Security, Identity, and Governance in Research Networks

Security in global networks requires threat modeling that reflects the weakest administrative domain. Implement least privilege across federated services and prefer short-lived credentials with automated rotation. Use attribute-based access control when possible so policies can express researcher roles and project memberships.

Identity federation reduces friction but adds complexity in trust and attribute mapping. Define a minimal attribute schema that every provider can emit reliably. Where federation is not possible, provide robust service accounts and logging to compensate for the lack of end user identity propagation.

Governance must balance scientific openness with compliance requirements. Document data classification, retention, and sharing policies. Provide audit trails for access and data transformations. Make governance artifacts machine readable so tooling can enforce policy consistently across sites.
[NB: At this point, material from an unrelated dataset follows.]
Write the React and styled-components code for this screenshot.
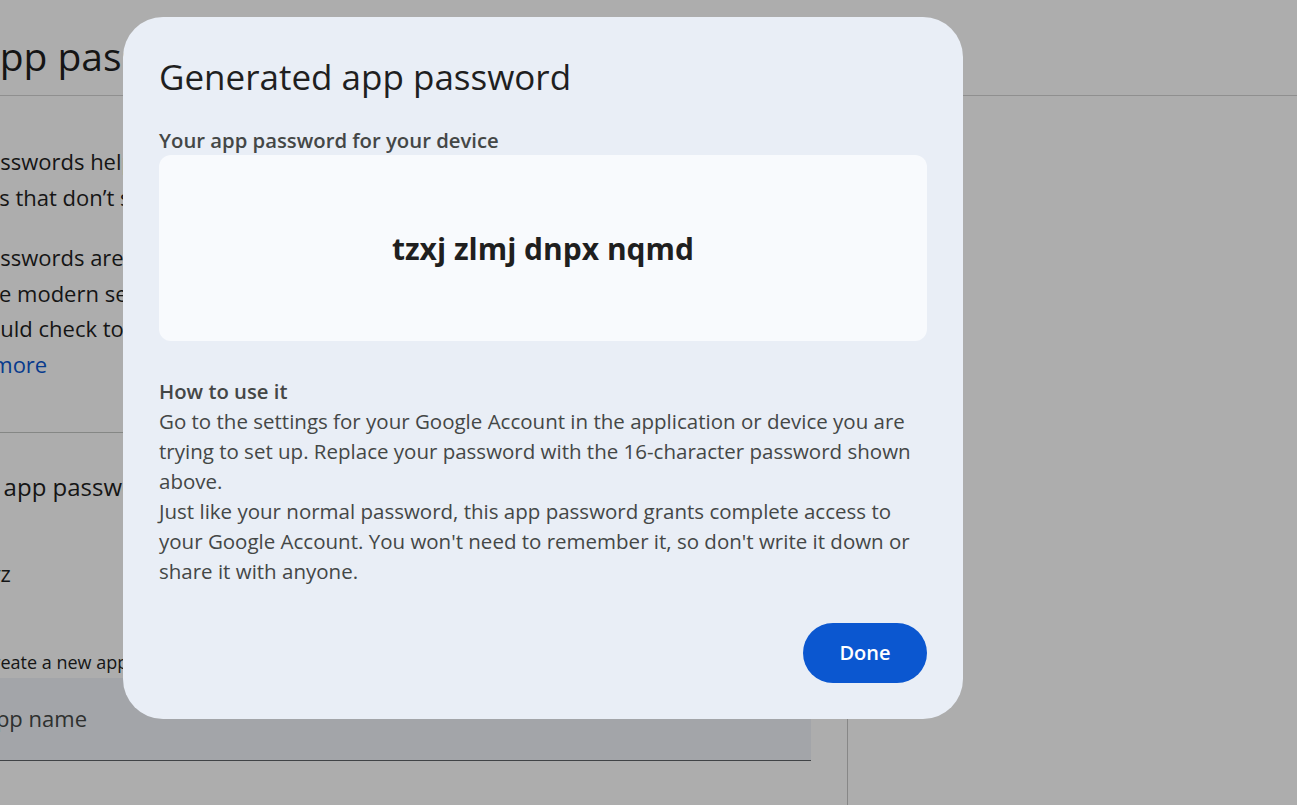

Operational Practices and Roadmap for Deployment

Start with a pilot federation that includes a small set of sites and a representative workload. Validate end-to-end workflows, measure bottlenecks, and iterate on service contracts. Use the pilot to exercise federation authentication, data moves, and cross-site scheduling.

Six step infrastructure roadmap:

Define service level objectives and stakeholder responsibilities.
Collect workload traces and data usage metrics.
Implement identity federation and baseline security controls.
Deploy a minimal cross-site scheduler and config-as-code provisioning.
Add edge caches and dedicated AI accelerator pools as needed.
Scale federation, enforce governance automation, and optimize cost.

Operational teams should instrument and automate routine tasks such as certificate management, quota enforcement, and incident response. Establish clear runbooks and cross-site escalation paths to shorten mean time to resolution. Regularly review capacity and cost reports to align resources with research priorities.

FAQ

Q: How do we federate identity across institutions while preserving privacy?
A: Use standardized protocols such as OAuth 2.0 and SAML with attribute release policies. Limit attribute sets to what services require and use pseudonymous IDs where needed. Log minimal identity data for audits and store detailed logs in controlled environments.

Q: What is the best way to schedule GPU-heavy training jobs across multiple sites?
A: Treat accelerators as schedulable resources with explicit affinity and quota. Co-schedule data movement so training does not stall. Where possible, reserve accelerators for predictable windows and use containers to ensure binary compatibility.

Q: How should we handle data provenance across different storage tiers?
A: Embed immutable identifiers and checksums at ingestion. Record logical lineage in a metadata service that is independent of physical location. Use automated workflows to propagate provenance records whenever data moves or transforms.

Q: How do we measure cost-effectiveness of hybrid deployments?
A: Combine resource utilization metrics with job-level time-to-solution and researcher productivity measures. Attribute costs by project and include data egress, storage tiers, and operational labor. Use these metrics to drive placement policies that minimize total cost of science.

Conclusion – Global Research Networks

Global research networks have matured from grid-era federations into multi-layered systems that combine cloud elasticity, edge locality, and AI acceleration. Success depends on clear service objectives, measured engineering, and pragmatic federation patterns that preserve security and provenance. By following a staged roadmap, instrumenting infrastructure, and enforcing governance, teams can deliver predictable, cost-effective environments that accelerate reproducible science. Looking ahead, engineering focus will shift from integration proofs to operational excellence, continuous optimization, and tighter coupling between data management and AI workflows.